### AIM OF THE EXERCISE:
Find each line with "components" and copy it.

### PROVIDED DATA:
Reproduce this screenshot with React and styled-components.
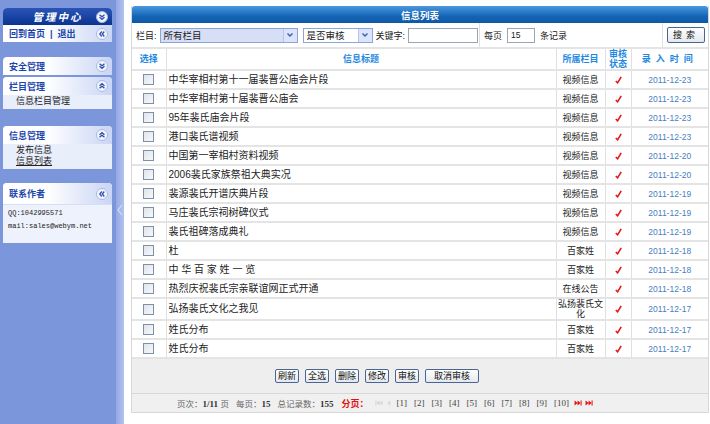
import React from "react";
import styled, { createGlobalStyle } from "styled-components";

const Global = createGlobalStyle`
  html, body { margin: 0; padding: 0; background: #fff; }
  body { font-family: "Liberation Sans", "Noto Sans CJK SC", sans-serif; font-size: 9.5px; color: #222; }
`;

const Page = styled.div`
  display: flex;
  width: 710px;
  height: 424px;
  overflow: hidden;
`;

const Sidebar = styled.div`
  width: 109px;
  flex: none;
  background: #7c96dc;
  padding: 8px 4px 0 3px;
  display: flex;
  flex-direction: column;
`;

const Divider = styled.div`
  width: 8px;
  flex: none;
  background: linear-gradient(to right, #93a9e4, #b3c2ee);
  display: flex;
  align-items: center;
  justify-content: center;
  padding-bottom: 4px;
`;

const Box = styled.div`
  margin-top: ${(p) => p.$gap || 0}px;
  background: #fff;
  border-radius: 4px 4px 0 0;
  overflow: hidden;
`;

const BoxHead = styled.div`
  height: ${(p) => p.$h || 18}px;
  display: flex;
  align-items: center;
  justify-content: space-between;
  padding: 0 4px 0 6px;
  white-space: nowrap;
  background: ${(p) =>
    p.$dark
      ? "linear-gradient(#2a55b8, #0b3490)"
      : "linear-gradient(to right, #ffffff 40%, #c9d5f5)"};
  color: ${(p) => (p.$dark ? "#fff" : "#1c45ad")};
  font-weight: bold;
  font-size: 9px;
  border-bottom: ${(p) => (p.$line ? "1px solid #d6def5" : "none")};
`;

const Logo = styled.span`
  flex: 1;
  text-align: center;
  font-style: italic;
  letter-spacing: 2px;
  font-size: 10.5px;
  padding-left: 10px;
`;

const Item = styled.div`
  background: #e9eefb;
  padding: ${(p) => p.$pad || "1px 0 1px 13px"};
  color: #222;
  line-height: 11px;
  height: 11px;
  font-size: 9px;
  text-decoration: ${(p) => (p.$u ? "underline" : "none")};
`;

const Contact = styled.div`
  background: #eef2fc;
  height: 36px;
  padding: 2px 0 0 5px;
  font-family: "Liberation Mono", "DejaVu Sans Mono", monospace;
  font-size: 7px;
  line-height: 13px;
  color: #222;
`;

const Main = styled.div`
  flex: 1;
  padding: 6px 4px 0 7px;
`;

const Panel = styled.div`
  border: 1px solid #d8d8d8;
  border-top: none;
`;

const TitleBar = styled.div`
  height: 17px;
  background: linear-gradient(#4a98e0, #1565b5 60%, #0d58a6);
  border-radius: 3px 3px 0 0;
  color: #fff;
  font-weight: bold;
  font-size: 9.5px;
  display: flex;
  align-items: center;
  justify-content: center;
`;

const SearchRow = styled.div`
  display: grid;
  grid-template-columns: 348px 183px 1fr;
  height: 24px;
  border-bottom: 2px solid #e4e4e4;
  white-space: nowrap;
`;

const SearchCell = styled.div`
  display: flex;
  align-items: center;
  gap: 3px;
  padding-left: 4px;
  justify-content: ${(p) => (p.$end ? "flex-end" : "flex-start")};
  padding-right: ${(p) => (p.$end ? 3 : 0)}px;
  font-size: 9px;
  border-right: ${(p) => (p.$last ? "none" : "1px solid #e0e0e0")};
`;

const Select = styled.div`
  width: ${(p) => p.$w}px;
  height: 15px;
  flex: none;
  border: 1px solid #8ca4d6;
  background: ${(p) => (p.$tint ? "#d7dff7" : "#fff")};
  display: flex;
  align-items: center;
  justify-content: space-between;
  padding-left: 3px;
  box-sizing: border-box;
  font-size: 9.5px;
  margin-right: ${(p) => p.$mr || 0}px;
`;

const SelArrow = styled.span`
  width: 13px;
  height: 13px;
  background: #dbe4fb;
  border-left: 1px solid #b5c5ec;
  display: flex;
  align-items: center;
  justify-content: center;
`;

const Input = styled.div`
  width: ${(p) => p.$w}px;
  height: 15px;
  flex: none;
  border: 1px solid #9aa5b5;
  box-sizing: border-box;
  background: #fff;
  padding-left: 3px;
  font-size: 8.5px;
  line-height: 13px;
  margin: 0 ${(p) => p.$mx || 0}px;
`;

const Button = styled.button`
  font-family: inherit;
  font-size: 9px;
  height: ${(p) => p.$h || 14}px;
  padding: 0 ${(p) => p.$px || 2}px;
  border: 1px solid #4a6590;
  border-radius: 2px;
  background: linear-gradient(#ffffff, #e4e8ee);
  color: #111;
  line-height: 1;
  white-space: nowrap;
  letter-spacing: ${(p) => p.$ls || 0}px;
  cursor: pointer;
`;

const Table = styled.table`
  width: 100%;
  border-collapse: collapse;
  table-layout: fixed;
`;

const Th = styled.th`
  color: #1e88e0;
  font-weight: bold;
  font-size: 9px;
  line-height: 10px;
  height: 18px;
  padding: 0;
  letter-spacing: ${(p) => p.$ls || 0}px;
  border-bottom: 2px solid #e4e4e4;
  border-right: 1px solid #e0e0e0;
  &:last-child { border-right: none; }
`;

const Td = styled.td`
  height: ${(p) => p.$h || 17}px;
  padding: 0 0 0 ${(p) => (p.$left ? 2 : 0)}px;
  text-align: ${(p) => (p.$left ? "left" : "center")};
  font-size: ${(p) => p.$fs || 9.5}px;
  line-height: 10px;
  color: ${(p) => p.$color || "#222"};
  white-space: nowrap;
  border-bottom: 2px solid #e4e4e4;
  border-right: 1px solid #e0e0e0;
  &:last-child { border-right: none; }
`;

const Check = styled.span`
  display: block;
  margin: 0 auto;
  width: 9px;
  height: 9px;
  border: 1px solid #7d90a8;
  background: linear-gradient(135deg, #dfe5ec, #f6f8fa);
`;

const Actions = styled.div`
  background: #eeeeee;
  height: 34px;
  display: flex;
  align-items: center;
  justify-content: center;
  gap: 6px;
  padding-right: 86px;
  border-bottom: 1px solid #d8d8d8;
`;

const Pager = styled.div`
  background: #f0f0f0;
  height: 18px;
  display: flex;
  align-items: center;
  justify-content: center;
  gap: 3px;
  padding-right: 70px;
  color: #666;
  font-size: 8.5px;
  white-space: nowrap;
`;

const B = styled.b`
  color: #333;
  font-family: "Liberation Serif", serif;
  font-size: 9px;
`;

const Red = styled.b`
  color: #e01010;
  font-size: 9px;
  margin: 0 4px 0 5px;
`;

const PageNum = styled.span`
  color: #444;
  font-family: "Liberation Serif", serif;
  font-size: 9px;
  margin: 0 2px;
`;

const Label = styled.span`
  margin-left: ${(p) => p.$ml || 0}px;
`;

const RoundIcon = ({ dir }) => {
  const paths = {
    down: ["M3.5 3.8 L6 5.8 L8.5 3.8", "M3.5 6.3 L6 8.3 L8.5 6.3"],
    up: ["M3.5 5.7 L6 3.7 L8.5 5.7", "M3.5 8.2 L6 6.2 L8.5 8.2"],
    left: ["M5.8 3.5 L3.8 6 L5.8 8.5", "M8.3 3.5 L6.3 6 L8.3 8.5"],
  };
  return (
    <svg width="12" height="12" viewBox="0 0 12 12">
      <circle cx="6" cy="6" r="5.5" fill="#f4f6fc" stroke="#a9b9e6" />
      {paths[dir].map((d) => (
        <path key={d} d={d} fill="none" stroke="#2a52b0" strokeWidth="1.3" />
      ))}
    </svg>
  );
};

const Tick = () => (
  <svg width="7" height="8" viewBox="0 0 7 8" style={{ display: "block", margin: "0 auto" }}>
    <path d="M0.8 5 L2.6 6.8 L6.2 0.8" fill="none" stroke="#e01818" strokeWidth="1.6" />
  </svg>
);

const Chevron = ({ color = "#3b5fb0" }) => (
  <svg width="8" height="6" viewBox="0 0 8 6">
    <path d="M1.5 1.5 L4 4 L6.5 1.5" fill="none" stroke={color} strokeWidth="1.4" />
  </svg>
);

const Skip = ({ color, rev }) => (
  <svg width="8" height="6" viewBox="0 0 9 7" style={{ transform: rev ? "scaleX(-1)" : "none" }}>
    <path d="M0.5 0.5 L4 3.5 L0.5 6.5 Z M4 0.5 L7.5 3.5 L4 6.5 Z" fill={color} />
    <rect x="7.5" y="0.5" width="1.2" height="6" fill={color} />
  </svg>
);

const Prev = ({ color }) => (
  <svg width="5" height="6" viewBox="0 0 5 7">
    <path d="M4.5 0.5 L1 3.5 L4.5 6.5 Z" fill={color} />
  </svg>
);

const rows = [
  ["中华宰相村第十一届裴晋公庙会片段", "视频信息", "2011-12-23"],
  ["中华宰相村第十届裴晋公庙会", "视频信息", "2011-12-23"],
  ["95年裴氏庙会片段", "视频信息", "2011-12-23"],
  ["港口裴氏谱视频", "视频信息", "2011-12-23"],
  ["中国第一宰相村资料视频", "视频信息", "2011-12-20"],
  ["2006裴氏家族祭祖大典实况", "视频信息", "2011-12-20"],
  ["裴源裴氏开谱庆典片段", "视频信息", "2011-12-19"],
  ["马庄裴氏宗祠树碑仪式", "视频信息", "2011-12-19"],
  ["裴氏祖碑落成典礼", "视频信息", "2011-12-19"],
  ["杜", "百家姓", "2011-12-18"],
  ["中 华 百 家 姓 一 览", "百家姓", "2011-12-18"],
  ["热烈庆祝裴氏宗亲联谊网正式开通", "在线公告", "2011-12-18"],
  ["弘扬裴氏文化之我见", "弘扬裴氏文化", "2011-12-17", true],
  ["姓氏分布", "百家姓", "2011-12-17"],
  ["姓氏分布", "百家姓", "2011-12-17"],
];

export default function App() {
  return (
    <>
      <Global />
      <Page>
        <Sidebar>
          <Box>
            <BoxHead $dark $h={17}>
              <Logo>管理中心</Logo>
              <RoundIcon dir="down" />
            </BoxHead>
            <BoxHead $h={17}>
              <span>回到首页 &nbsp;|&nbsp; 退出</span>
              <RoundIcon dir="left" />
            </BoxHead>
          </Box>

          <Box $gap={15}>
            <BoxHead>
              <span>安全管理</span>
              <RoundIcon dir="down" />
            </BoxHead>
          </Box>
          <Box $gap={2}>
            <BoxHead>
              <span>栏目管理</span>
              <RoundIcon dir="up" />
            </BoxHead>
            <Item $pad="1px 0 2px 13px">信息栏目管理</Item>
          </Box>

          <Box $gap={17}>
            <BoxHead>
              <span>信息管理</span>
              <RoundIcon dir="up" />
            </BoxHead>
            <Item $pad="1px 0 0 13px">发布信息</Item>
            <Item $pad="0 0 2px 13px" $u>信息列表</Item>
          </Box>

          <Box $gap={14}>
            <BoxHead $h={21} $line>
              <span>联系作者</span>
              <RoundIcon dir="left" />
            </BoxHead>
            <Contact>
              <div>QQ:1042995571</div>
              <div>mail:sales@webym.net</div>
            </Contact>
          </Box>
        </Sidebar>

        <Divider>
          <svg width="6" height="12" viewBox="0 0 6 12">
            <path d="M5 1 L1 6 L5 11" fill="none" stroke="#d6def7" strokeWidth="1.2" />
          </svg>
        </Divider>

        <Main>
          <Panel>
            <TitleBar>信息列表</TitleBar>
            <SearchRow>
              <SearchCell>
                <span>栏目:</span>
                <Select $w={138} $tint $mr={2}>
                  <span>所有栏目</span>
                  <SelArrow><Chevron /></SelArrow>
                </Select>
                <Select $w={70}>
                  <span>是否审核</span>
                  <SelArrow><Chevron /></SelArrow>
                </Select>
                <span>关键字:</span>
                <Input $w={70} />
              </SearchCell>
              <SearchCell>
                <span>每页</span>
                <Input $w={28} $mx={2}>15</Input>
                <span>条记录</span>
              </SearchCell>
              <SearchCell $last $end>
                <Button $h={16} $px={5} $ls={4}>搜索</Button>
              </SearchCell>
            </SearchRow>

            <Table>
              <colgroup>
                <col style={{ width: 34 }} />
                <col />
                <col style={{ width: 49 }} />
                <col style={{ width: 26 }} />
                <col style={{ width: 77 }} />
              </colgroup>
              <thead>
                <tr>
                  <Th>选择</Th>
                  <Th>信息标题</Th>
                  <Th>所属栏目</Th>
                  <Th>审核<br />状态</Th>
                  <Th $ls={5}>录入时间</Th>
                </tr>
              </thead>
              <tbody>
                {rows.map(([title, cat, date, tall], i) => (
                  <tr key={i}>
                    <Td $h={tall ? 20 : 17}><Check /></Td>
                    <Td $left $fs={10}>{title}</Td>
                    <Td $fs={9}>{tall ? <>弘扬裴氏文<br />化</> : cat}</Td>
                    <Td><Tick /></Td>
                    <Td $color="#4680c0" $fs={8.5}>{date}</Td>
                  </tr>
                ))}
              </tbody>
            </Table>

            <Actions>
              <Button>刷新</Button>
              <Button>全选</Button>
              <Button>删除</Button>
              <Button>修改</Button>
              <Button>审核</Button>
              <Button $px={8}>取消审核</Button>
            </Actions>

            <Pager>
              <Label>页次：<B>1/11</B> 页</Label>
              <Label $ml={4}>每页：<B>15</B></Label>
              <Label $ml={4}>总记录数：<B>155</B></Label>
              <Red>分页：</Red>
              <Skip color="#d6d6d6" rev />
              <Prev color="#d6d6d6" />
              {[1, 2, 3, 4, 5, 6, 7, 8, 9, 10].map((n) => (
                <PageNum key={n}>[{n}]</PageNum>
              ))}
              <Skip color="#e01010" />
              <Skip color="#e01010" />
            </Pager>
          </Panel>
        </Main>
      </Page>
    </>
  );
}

### FINISHED ANSWER:
Reproduce this screenshot with React and styled-components.
import styled, { createGlobalStyle } from "styled-components";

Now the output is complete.